TASK REQUIREMENTS: Only the lines from the top of the listing below to the line that has "Status bar icons" should be echoed, with both ends kept and pictures left out.

COLLECTED DATA:
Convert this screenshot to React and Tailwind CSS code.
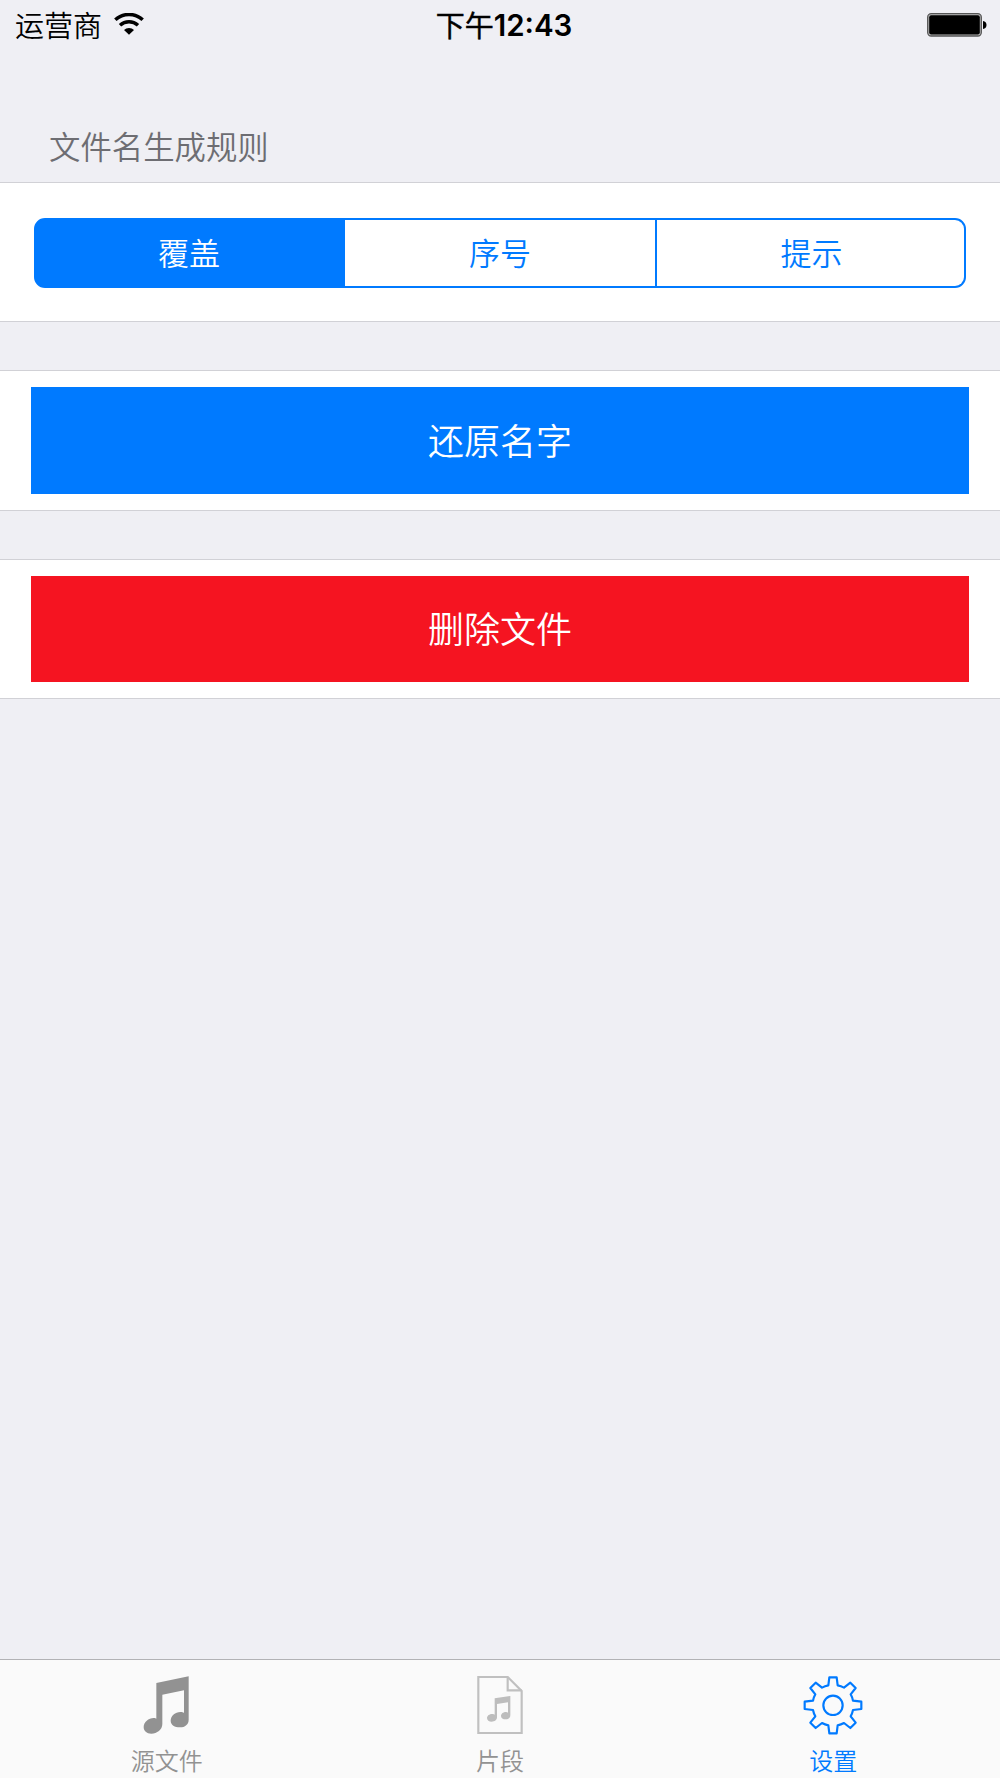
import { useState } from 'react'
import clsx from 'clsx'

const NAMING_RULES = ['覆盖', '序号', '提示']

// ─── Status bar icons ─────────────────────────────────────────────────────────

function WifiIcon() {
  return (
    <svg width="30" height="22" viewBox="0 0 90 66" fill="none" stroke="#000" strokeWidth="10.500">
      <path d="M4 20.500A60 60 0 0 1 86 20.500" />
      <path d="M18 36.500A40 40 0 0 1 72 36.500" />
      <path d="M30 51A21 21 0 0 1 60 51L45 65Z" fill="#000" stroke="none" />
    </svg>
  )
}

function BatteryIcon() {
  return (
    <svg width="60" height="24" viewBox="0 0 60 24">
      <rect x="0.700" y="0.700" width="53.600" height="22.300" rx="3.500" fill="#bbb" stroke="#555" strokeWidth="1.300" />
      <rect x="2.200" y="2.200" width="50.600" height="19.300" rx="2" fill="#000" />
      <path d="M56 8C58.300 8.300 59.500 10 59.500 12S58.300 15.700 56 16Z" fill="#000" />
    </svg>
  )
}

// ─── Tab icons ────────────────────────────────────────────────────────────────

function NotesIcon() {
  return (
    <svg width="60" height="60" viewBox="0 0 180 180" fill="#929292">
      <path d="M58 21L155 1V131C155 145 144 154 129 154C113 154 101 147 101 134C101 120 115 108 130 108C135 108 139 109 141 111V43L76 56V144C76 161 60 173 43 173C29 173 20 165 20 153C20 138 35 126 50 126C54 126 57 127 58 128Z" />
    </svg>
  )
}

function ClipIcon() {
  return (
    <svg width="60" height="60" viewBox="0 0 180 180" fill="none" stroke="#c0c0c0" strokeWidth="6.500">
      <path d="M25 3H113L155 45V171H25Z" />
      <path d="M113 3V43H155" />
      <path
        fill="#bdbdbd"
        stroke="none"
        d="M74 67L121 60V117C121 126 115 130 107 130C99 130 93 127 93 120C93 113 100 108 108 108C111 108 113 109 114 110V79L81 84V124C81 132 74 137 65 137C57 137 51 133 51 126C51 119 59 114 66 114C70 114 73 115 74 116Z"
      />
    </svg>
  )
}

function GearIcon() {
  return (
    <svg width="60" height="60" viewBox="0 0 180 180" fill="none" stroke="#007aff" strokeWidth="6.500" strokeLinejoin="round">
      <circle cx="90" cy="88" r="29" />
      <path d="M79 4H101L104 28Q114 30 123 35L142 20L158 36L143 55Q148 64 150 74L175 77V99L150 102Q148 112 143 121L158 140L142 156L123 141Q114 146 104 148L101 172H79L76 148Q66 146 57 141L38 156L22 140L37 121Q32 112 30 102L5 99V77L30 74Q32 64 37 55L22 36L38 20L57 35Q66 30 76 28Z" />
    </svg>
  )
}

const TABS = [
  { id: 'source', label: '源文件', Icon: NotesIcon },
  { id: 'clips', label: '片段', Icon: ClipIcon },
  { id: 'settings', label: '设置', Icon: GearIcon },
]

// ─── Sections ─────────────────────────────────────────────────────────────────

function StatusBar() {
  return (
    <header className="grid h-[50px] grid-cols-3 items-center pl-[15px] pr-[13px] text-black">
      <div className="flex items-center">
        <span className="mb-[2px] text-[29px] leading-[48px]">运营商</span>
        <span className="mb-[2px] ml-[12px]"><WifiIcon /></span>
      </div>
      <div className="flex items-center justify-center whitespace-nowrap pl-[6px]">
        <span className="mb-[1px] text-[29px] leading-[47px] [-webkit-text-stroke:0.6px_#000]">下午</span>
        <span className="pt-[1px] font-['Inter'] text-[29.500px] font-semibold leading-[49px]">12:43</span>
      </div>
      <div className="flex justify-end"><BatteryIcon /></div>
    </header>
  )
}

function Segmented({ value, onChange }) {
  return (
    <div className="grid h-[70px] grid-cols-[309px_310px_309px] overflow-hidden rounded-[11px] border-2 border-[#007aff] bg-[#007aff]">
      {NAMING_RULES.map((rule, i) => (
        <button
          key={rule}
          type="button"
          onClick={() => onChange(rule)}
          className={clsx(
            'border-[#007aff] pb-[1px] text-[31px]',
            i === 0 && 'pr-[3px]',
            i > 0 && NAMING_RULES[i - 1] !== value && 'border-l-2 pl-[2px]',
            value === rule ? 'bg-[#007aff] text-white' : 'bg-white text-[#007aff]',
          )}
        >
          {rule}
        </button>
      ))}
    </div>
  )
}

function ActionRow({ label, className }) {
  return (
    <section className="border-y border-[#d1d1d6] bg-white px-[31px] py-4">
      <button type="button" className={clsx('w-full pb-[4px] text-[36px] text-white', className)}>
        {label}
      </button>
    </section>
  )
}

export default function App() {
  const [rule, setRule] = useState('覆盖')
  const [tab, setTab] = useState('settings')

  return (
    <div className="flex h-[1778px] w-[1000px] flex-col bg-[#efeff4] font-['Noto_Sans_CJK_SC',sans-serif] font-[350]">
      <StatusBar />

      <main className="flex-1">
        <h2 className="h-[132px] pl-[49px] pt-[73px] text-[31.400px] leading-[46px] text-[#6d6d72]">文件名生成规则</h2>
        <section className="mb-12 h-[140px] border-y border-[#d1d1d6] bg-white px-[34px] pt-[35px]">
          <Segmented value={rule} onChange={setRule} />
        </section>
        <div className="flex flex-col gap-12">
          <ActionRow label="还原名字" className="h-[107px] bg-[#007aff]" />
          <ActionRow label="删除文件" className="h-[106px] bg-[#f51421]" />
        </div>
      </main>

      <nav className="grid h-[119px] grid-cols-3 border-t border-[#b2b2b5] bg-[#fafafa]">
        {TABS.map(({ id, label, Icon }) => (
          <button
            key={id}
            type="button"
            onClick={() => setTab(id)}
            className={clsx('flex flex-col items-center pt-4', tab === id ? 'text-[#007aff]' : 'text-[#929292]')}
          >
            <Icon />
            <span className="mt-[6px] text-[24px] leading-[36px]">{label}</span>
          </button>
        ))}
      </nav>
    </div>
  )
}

SOLUTION TO THE EXERCISE:
Convert this screenshot to React and Tailwind CSS code.
import { useState } from 'react'
import clsx from 'clsx'

const NAMING_RULES = ['覆盖', '序号', '提示']

// ─── Status bar icons ─────────────────────────────────────────────────────────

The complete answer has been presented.